Youth is Not Wasted On the Young
Talented architects in the last century often found themselves with both work and youth. Peter and Alison Smithson were 26 and 21 respectively on taking up the commission for the now-listed Hunstanton School in Norfolk. Likewise Patrick Hodgkinson’s work on the ambitiously social Brunswick Centre mixed-use scheme in central London was begun at 28 and that was a result of the London County Council chief architect Leslie Martin’s commitment to nurturing emerging architects through commissions.
More recently, Flanders has led a path in architectural procurement at a substantial urban scale that is avowedly not risk averse. Under Vlaams Bouwmeester, a state architect tasked with distributing public commissions for buildings, the Belgian region has gathered a reputation for supporting emerging practices, and developing an architectural culture of excellence.

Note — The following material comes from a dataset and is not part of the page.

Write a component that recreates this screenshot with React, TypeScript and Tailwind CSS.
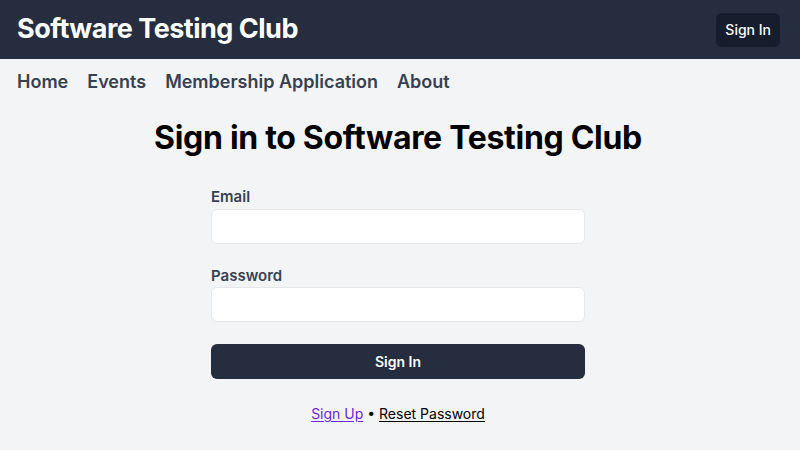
import React from "react";

export default function App() {
  return (
    <div className="min-h-[450px] bg-[#f3f4f6] font-['Inter',sans-serif]">
      <header className="flex h-[59px] items-center justify-between bg-[#252d3e] pl-[17px] pr-[20px]">
        <h1 className="text-[27px] font-bold text-white tracking-[-0.5px]">Software Testing Club</h1>
        <button className="h-[34px] rounded-md bg-[#161d2c] px-[9px] text-[14px] font-medium text-white">Sign In</button>
      </header>
      <nav className="flex h-[45px] items-center gap-[19px] px-[17px] text-[18px] font-semibold text-[#374151]">
        <a>Home</a>
        <a>Events</a>
        <a>Membership Application</a>
        <a>About</a>
      </nav>
      <main className="flex flex-col items-center pr-[4px]">
        <h2 className="mt-[10px] text-[32px] font-bold text-black tracking-[-0.3px]">Sign in to Software Testing Club</h2>
        <form className="mt-[24px] flex w-[374px] flex-col">
          <label className="text-[15px] font-semibold text-[#374151]">Email</label>
          <input className="mt-0 h-[35px] rounded-md border border-[#e5e7eb] bg-white" />
          <label className="mt-[21px] text-[15px] font-semibold text-[#374151]">Password</label>
          <input type="password" className="mt-0 h-[35px] rounded-md border border-[#e5e7eb] bg-white" />
          <button type="button" className="mt-[22px] h-[35px] rounded-md bg-[#252d3e] text-[14px] font-semibold text-white">Sign In</button>
        </form>
        <div className="mt-[24px] text-[14px] text-black">
          <a className="text-[#6d28d9] underline underline-offset-2">Sign Up</a>
          <span> • </span>
          <a className="underline underline-offset-2">Reset Password</a>
        </div>
      </main>
    </div>
  );
}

These examples show an unselfconscious approach to youth in which inexperience and courage are embraced as generators of innovation but crucially not allowed to become tradeable commodities nor diminish the long-term ambitions of the buildings conceived. Our aim as a profession should be to encourage architectural commissioning to see beyond age, and to support a culture of proactive nurturing.
Categorising "Young Architecture" as something distinct from architecture at large focuses on a quantitative distinction: the designer’s age. However, it would be more rewarding to make a qualitative reading of such work. If we could articulate the values of youth − as a set of attitudes or approaches available to designers of any age − we might see the fruit of an architectural production that never grows old.